One of the most precious freedoms we have is freedom of the press and expression. Thank God and our Constitution for it! And thanks to Congresswoman Nancy Pelosi for recently offering something all too rare in Washington these days - straight talk about President Bush's Iraq policy, questioning his leadership.

President Bush and his surrogates in Congress have been trying to bully the American people into silence over his failed policies in Iraq. They're saying it's somehow unpatriotic and even dangerous to criticize the President during wartime.

After President Bush came to Capitol Hill for a pep rally before Republican members of Congress (where he refused to acknowledge any questions about Iraq), Representative Pelosi said that his handling of the war in Iraq shows "an incompetence in terms of knowledge, judgment, and experience in making the decisions that would have been necessary to truly accomplish the mission without the deaths to our troops and the cost to our taxpayers."

She said what a growing majority of Americans think and believe. Also, thanks to The Blade for covering this and other "uncomfortable" viewpoints.

Tony Perzynski

Darewood Drive

A June 11 article, "Hybrid-car buyers find claims are overstated," mentioned that some buyers of hybrid cars are not seeing the gas mileage that Toyota and Honda predict, and that some hybrid buyers are upset about this.

The article did not mention the thousands of hybrid buyers who are seeing the predicted gas mileage and who are very satisfied with their hybrid vehicle.

I own a 2002 Honda Insight and I get over 55 miles per gallon, in town as well as on the highway.

The article quoted a Consumer Reports director as saying that even with the price of gas at $2 per gallon, it would take 12 years to recoup the cost of a hybrid.

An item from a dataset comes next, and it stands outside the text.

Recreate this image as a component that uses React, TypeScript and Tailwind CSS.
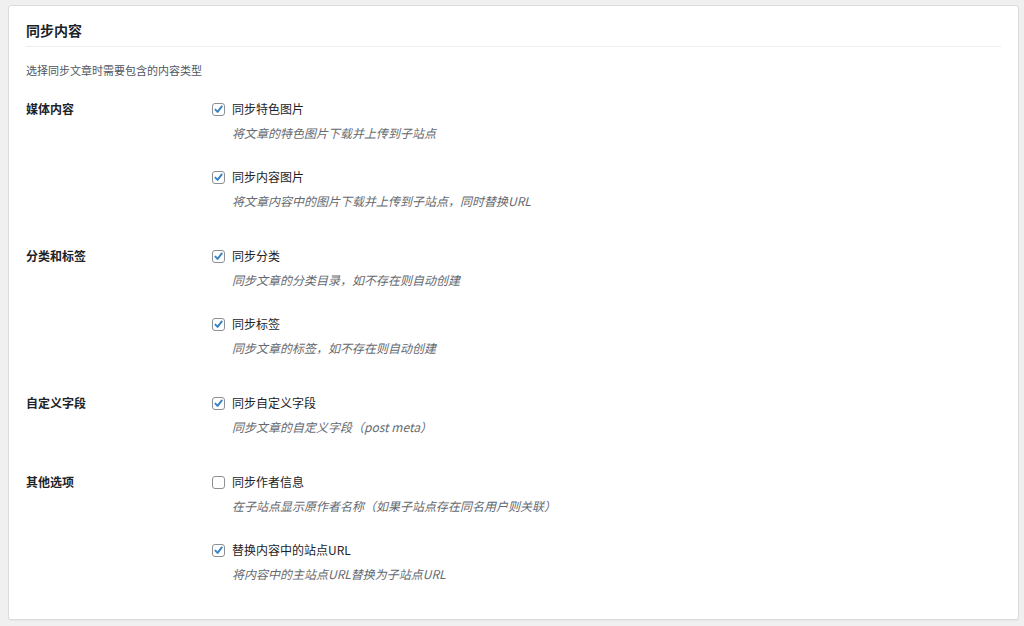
import React from "react";

type Item = { label: string; desc: string; checked: boolean };
type Group = { title: string; items: Item[] };

const groups: Group[] = [
  {
    title: "媒体内容",
    items: [
      { label: "同步特色图片", desc: "将文章的特色图片下载并上传到子站点", checked: true },
      { label: "同步内容图片", desc: "将文章内容中的图片下载并上传到子站点，同时替换URL", checked: true },
    ],
  },
  {
    title: "分类和标签",
    items: [
      { label: "同步分类", desc: "同步文章的分类目录，如不存在则自动创建", checked: true },
      { label: "同步标签", desc: "同步文章的标签，如不存在则自动创建", checked: true },
    ],
  },
  {
    title: "自定义字段",
    items: [
      { label: "同步自定义字段", desc: "同步文章的自定义字段（post meta）", checked: true },
    ],
  },
  {
    title: "其他选项",
    items: [
      { label: "同步作者信息", desc: "在子站点显示原作者名称（如果子站点存在同名用户则关联）", checked: false },
      { label: "替换内容中的站点URL", desc: "将内容中的主站点URL替换为子站点URL", checked: true },
    ],
  },
];

function Checkbox({ checked }: { checked: boolean }) {
  return (
    <span className="relative flex h-[13px] w-[13px] shrink-0 items-center justify-center rounded-[3px] border border-[#8c8f94] bg-white">
      {checked && (
        <svg viewBox="0 0 13 13" className="absolute left-[-1px] top-[-1px] h-[13px] w-[13px]">
          <path d="M3.4 6.6 L5.6 8.9 L9.8 3.4" fill="none" stroke="#3582c4" strokeWidth="1.9" strokeLinecap="round" strokeLinejoin="round" />
        </svg>
      )}
    </span>
  );
}

export default function App() {
  return (
    <div
      className="h-[626px] w-[1024px] bg-[#f0f0f1] pl-[8px] pt-[5px]"
      style={{ fontFamily: '"Noto Sans CJK SC", "Noto Sans", sans-serif' }}
    >
      <div className="h-[615px] w-[1011px] rounded-[3px] border border-[#dcdcde] bg-white px-[17px] pt-[14px] shadow-[0_1px_1px_rgba(0,0,0,0.04)]">
        <h2 className="border-b border-[#eeeeee] pb-[6px] text-[14px] font-bold leading-[20px] text-[#1d2327]">
          同步内容
        </h2>
        <p className="mt-[15px] text-[11px] leading-[16px] text-[#50575e]">选择同步文章时需要包含的内容类型</p>
        <div className="mt-[21px] flex flex-col gap-[37px]">
          {groups.map((g) => (
            <div key={g.title} className="flex">
              <div className="w-[186px] shrink-0 text-[12px] font-bold leading-[20px] text-[#1d2327]">{g.title}</div>
              <div className="flex flex-col gap-[26px]">
                {g.items.map((it) => (
                  <div key={it.label}>
                    <div className="flex h-[20px] items-center gap-[7px]">
                      <Checkbox checked={it.checked} />
                      <span className="text-[12px] leading-[20px] text-[#1d2327]">{it.label}</span>
                    </div>
                    <p className="ml-[20px] mt-[6px] text-[12px] italic leading-[16px] text-[#646970]">{it.desc}</p>
                  </div>
                ))}
              </div>
            </div>
          ))}
        </div>
      </div>
    </div>
  );
}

This is nonsense. Hybrid buyers do not expect to recoup the entire $20,000 purchase price of the car.

If a prospective car buyer is deciding between a $20,000 non-hybrid and a $20,000 hybrid, the hybrid makes obvious financial sense.

Gwen Johnson

Bowling Green

As one who drove the road from Toledo to Napoleon daily for a few years, and still drive it occasionally, I feel qualified to comment on the proposed $332 million project for U.S. 24.

I agree the traffic is horrendous. I agree the road is dangerous. I believe the fatality rate is 45 percent above the state average. I don't agree that the highway needs to be replaced or rerouted at $332 million or even $32 million.

The only reason U.S. 24 is crowded and dangerous is the huge truck traffic and manufactured homes going down the highway. These truckers are not on U.S. 24 because they like it or because it is the only way. They would rather be going down a three- or four-lane each direction highway that is not crowded.

Surprisingly, there is such a road, our own Ohio Turnpike. But truckers do not use the turnpike because they have to pay exorbitant fees. The turnpike commission does not have to spend the money for new roads, so it couldn't care less about trying to accommodate the truckers.

A reduction in the turnpike toll would save the state money (for construction of U.S. 24), save lives (by reducing the traffic on the existing highway), and leave our scenic and pleasant drive down U.S. 24 intact.

The state could even take some of the construction money saved and reimburse the turnpike commission and everyone would be happy, even the environmentalists and the farmers.

Bob Larch

Sylvania

Norma Smith has lived on Illinois Avenue in Maumee since 1946, when she and her husband built a house with their own two hands. The business known as the Sunset Mobile Home Court was added in 1953. When her husband passed away in 1966, Mrs. Smith continued to run the business by herself until 2000.

She has been a longtime taxpayer to the city of Maumee, as well as the residents of the mobile court. The property is not abandoned. Mrs. Smith loves her home and wishes to stay there for the rest of her life. Furthermore she has plans to redevelop the property as a self-storage facility.

The city of Maumee, as thanks to Mrs. Smith for her contribution to the city coffers over the many years, is planning to take her property through eminent domain. The property has never been for sale. There are other possible locations for the new fire station that the city could use that are better sites.

For example, why not use the Joseph's Supermarket on Conant Street which has been vacant for years? There is an empty body shop on Illinois, the American Legion could sell, or the Food Town on Anthony Wayne Trail and Conant. They are also commercial and they are no one's home. But they must have Mrs. Smith's home.

Why?

It would be a hardship for this 82-year-old woman to move from the home she loves. It would break her heart to see her home torn down. She is not in the best of physical health. Would the council members do this to their mothers?

Lynn Seigfreid

Waterville

The college football season approaches, and the public eagerly anticipates it. Now is the time for television networks to consider devoting half of the halftime period to the college marching bands, with their practiced maneuvers and inspiring music, instead of "pundits" explaining what we have already seen, projecting what we may see, or what we heard on pre-game gab.

Networks, save a lot of money spent on these learned experts and let us experience each week that American tradition: the college marching band.